The two rich men that Bloom thinks of in connection with
"porter" in Lotus Eaters, "Lord Iveagh" and "lord
Ardilaun," were partners in a large Dublin brewery. Just how
large and how rich may be imagined by anyone who knows their
non-noble names: Edward Cecil Guinness and Arthur Edward
Guinness. Reference is made to their brewing prowess in Cyclops,
and in the jumble of slang at the end of Oxen of the Sun
someone simply orders "Two Ardilauns," echoed by someone
else's "Same here."
Arthur and Edward were the first and third sons,
respectively, of Sir Benjamin Guinness, who was the grandson
of the Guinness who founded Dublin's most famous brewery.
Arthur, who was named after his great-grandfather, sold his
share of the business to his brother in 1876. In 1880 he was
made Baron Ardilaun of Ashford Castle in County
Galway, where he became a great landlord owning 33,000 acres.
Edward, the younger brother, oversaw the transformation of
what was now his business into a public company in 1886 and
became the richest man in Ireland by virtue of his stock
holdings. In addition to being the 1st Baronet of Ashford and
the baronet of Castle Knock in County Dublin, and much later
Viscount Selveden in England's Suffolk County, in 1891 he was
made Baron Iveagh of Iveagh in County Down, a newly
created peerage.
Both Anglo-Irish brothers put their fabulous wealth to
philanthropic use. Edward established charitable trusts to
clear tenements and build affordable housing for the poor in
Dublin and London. He also funded institutes for medical
research in England, contributed money for the construction of
buildings at both of Dublin universities, and donated land for
the Iveagh Gardens south of St. Stephen's Green, now a public
park. Arthur donated money to restore Marsh's Library and to
expand the Coombe Lying-in
Hospital. He also aided a movement to conserve the wild
lands around Killarney and spearheaded the project of
converting St. Stephen's Green from a blighted field into an
elegant urban park. That park now contains busts and larger
statues of various Irish luminaries, and one dedicated to Lord
Ardilaun's memory stands on the western edge.

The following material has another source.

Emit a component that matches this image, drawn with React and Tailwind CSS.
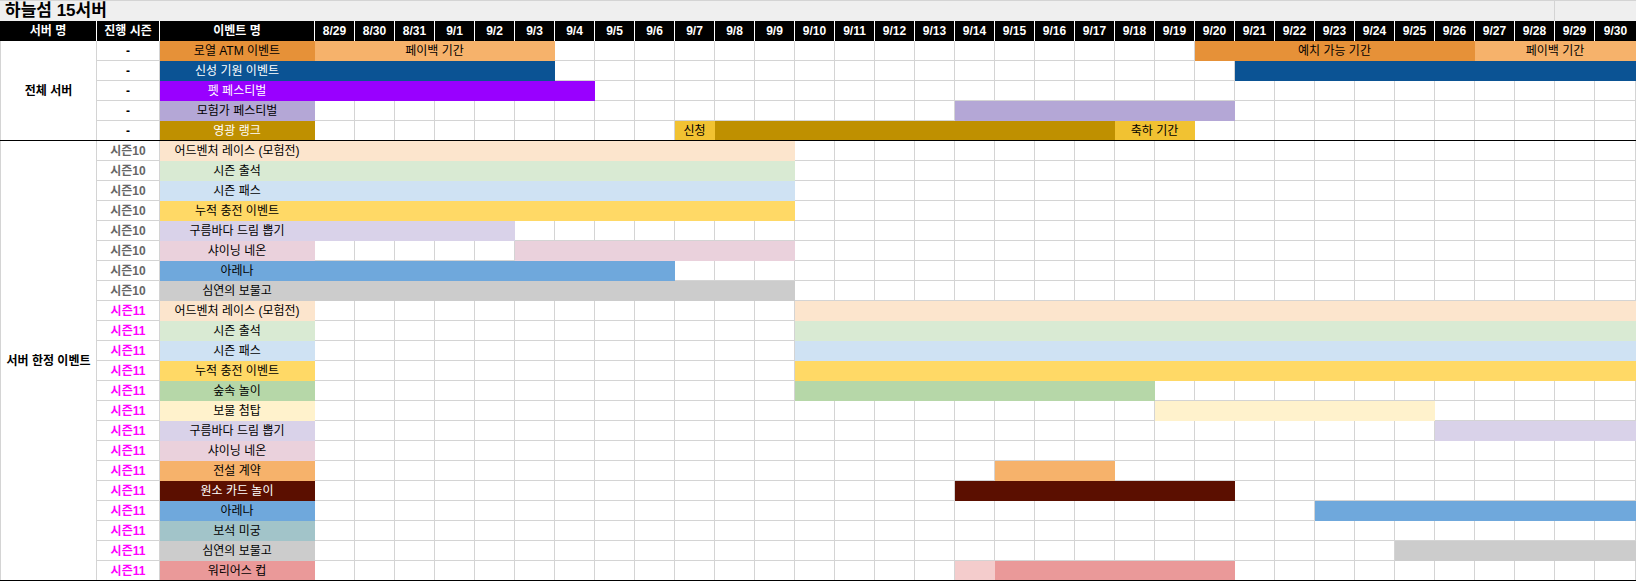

Bloom does not think of the philanthrophic enterprises but
only of the wealth: "Lord Iveagh once cashed a sevenfigure
cheque for a million in the bank of Ireland. Shows you the
money to be made out of porter." Of Arthur Guinness he
thinks, "Still the other brother lord Ardilaun has to
change his shirt four times a day, they say. Skin breeds
lice or vermin." Commenting on this strange report,
Gifford notes that in a letter Joyce described Ardilaun as
"morose and charitable." There is evidence of a morose
temperament. In 2018 an RTE documentary observed that when Sir
Hugh Lane asked him to contribute money to the modern art
gallery he wanted to establish on the western edge of St.
Stephen's Green (the same gallery that meant so much to W. B.
Yeats), Ardilaun replied, "Are you mad? I will not have myself
stand sentry to a picture palace like some giddy huckster." As
far as I know, however, there is no evidence of his
biliousness having caused skin problems.
Joyce returned to the Guinness brothers in Cyclops,
augmenting their names with beer barrel stoppers: "Terence
O'Ryan heard him and straightway brought him a crystal cup
full of the foamy ebon ale which the noble twin brothers
Bungiveagh and Bungardilaun brew ever in their divine
alevats, cunning as the sons of deathless Leda. For they
garner the succulent berries of the hop and mass and sift and
bruise and brew them and they mix therewith sour juices and
bring the must to the sacred fire and cease not night or day
from their toil, those cunning brothers, lords of the vat."